▸ **PROBLEM STATEMENT**: Single out the lines of the material that contain "page" and copy them.

-- START GIVEN INFORMATION --

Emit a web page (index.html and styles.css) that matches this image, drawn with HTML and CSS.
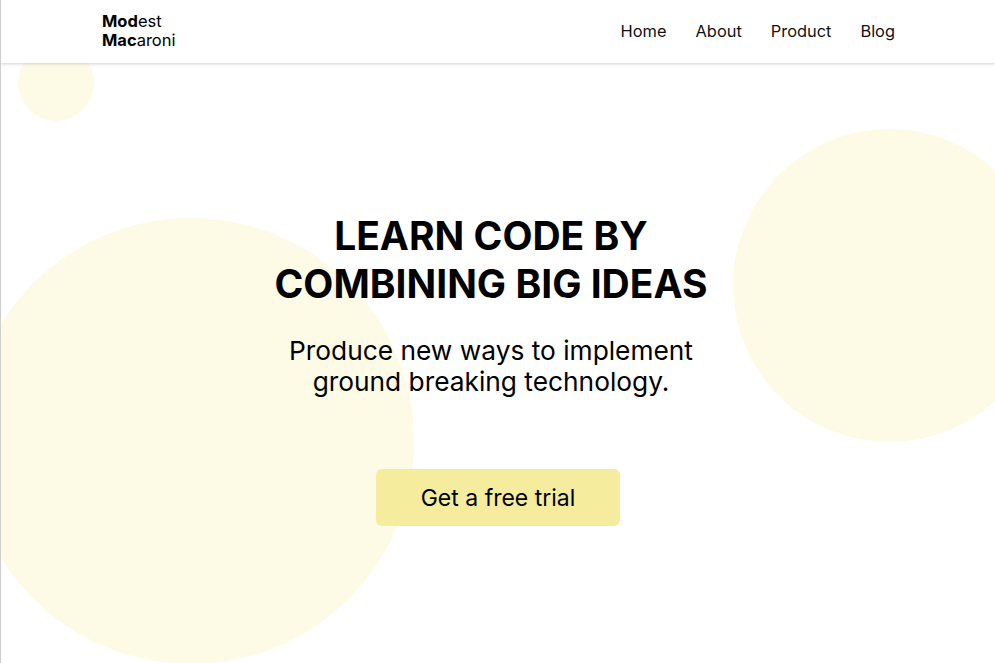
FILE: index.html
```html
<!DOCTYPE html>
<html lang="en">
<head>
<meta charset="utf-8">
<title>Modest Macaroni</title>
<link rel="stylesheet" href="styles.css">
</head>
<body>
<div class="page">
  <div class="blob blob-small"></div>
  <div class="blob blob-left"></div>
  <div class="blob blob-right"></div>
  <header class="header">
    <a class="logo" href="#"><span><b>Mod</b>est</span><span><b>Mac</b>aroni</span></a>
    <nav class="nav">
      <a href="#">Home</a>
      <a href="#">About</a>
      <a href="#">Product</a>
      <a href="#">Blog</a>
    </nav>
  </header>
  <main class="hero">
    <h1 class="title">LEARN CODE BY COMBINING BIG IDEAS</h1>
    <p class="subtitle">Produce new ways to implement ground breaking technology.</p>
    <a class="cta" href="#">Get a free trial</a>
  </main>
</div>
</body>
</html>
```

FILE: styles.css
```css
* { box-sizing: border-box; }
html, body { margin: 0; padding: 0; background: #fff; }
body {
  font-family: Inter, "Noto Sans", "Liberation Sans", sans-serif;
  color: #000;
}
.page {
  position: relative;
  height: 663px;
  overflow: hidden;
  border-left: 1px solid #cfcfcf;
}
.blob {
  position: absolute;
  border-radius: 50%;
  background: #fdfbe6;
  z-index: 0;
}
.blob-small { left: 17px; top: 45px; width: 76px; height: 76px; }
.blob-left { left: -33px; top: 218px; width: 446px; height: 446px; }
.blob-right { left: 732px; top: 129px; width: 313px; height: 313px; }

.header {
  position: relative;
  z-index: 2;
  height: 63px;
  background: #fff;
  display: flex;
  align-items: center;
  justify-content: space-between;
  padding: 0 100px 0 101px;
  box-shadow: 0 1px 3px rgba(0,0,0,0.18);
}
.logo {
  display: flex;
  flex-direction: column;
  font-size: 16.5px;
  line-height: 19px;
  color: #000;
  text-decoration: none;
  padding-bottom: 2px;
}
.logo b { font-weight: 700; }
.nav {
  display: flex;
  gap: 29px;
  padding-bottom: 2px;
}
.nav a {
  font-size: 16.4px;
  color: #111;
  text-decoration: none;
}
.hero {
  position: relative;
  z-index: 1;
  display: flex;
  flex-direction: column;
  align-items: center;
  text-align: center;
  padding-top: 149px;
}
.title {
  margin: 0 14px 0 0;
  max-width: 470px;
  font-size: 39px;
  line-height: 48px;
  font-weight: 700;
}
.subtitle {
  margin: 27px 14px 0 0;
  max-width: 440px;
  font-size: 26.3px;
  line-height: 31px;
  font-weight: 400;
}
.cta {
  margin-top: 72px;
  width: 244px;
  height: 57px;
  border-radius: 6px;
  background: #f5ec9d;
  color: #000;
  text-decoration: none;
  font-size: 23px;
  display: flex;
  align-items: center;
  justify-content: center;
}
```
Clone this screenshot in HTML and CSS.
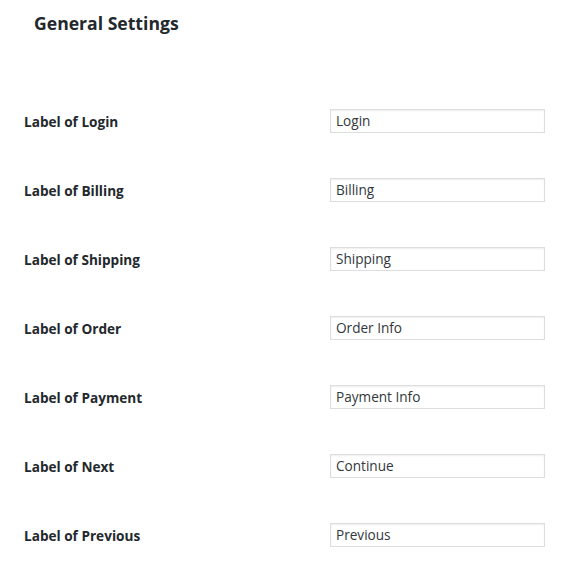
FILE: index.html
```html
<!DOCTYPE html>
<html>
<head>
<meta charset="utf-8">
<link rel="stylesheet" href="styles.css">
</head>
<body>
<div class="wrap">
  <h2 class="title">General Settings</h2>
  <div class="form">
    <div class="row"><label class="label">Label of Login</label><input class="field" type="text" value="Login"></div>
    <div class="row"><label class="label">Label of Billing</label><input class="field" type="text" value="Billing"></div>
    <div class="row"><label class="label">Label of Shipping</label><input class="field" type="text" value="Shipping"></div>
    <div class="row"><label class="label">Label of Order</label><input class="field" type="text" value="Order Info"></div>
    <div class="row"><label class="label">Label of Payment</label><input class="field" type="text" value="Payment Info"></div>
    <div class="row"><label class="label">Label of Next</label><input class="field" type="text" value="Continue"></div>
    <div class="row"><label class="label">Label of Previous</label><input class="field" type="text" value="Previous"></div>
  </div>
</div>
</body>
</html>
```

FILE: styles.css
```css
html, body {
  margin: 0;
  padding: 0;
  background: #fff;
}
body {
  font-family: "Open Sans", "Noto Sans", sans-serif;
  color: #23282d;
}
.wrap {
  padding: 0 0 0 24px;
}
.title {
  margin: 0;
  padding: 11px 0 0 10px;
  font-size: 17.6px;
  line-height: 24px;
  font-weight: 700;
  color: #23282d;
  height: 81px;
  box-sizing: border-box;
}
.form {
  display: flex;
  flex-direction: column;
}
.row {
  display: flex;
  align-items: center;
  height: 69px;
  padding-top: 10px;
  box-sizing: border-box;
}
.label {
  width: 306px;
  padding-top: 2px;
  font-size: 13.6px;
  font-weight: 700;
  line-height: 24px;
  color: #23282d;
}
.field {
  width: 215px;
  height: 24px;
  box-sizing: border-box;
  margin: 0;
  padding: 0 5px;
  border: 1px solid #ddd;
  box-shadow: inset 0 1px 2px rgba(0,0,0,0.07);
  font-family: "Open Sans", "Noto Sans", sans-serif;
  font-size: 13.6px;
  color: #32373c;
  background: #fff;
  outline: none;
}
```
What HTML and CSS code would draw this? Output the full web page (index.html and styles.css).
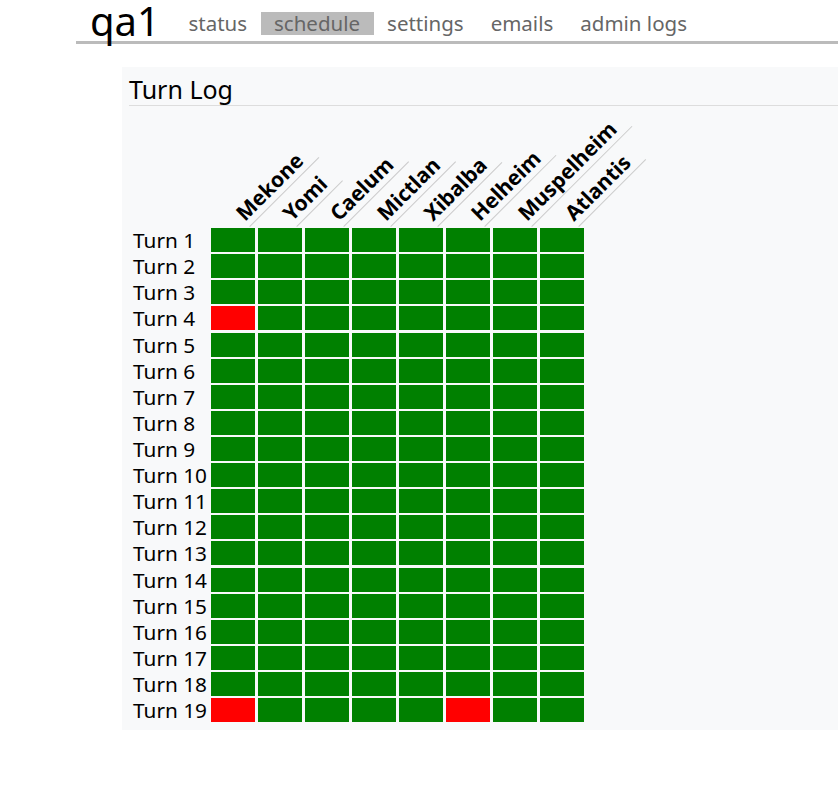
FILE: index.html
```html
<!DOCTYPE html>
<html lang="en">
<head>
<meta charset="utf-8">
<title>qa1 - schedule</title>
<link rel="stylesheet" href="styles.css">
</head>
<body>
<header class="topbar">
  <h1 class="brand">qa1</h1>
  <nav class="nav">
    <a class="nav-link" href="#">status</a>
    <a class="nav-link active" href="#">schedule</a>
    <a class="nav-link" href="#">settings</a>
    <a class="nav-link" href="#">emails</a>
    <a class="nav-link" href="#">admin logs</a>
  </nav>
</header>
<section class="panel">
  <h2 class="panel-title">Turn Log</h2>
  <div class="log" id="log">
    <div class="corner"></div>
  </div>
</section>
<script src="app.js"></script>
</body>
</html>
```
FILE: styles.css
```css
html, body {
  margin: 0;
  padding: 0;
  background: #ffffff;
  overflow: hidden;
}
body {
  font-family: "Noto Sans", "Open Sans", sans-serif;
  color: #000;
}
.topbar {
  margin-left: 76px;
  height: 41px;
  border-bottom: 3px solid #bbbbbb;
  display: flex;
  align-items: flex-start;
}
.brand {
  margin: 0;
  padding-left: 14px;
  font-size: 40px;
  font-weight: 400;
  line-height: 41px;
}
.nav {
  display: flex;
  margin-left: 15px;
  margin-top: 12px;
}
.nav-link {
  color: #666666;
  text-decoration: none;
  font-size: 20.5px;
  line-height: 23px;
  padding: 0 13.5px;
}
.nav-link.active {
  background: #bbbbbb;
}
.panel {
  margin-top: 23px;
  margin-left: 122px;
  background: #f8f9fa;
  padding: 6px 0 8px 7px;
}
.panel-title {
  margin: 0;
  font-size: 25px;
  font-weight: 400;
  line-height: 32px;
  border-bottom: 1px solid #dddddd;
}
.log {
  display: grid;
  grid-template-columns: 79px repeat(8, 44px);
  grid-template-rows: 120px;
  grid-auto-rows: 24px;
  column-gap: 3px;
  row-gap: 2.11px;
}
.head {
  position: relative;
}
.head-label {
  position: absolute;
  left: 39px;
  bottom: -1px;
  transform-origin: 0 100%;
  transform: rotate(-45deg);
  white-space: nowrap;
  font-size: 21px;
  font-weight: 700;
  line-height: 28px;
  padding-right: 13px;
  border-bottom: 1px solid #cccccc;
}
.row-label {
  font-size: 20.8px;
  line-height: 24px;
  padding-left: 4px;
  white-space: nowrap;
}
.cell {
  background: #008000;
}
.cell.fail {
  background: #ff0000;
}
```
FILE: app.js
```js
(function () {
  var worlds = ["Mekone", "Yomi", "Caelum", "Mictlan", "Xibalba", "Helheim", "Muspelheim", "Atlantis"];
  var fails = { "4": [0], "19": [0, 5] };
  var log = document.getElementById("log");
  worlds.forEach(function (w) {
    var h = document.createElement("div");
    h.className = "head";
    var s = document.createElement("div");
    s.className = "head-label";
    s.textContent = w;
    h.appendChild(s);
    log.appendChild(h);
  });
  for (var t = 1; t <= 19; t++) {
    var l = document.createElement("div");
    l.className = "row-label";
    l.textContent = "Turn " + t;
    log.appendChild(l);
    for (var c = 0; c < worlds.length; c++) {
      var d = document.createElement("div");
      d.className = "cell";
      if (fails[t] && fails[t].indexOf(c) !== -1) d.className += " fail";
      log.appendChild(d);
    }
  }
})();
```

-- END GIVEN INFORMATION --

▸ **OUTPUT BELOW**:
Emit a web page (index.html and styles.css) that matches this image, drawn with HTML and CSS.
<div class="page">
.page {
What HTML and CSS code would draw this? Output the full web page (index.html and styles.css).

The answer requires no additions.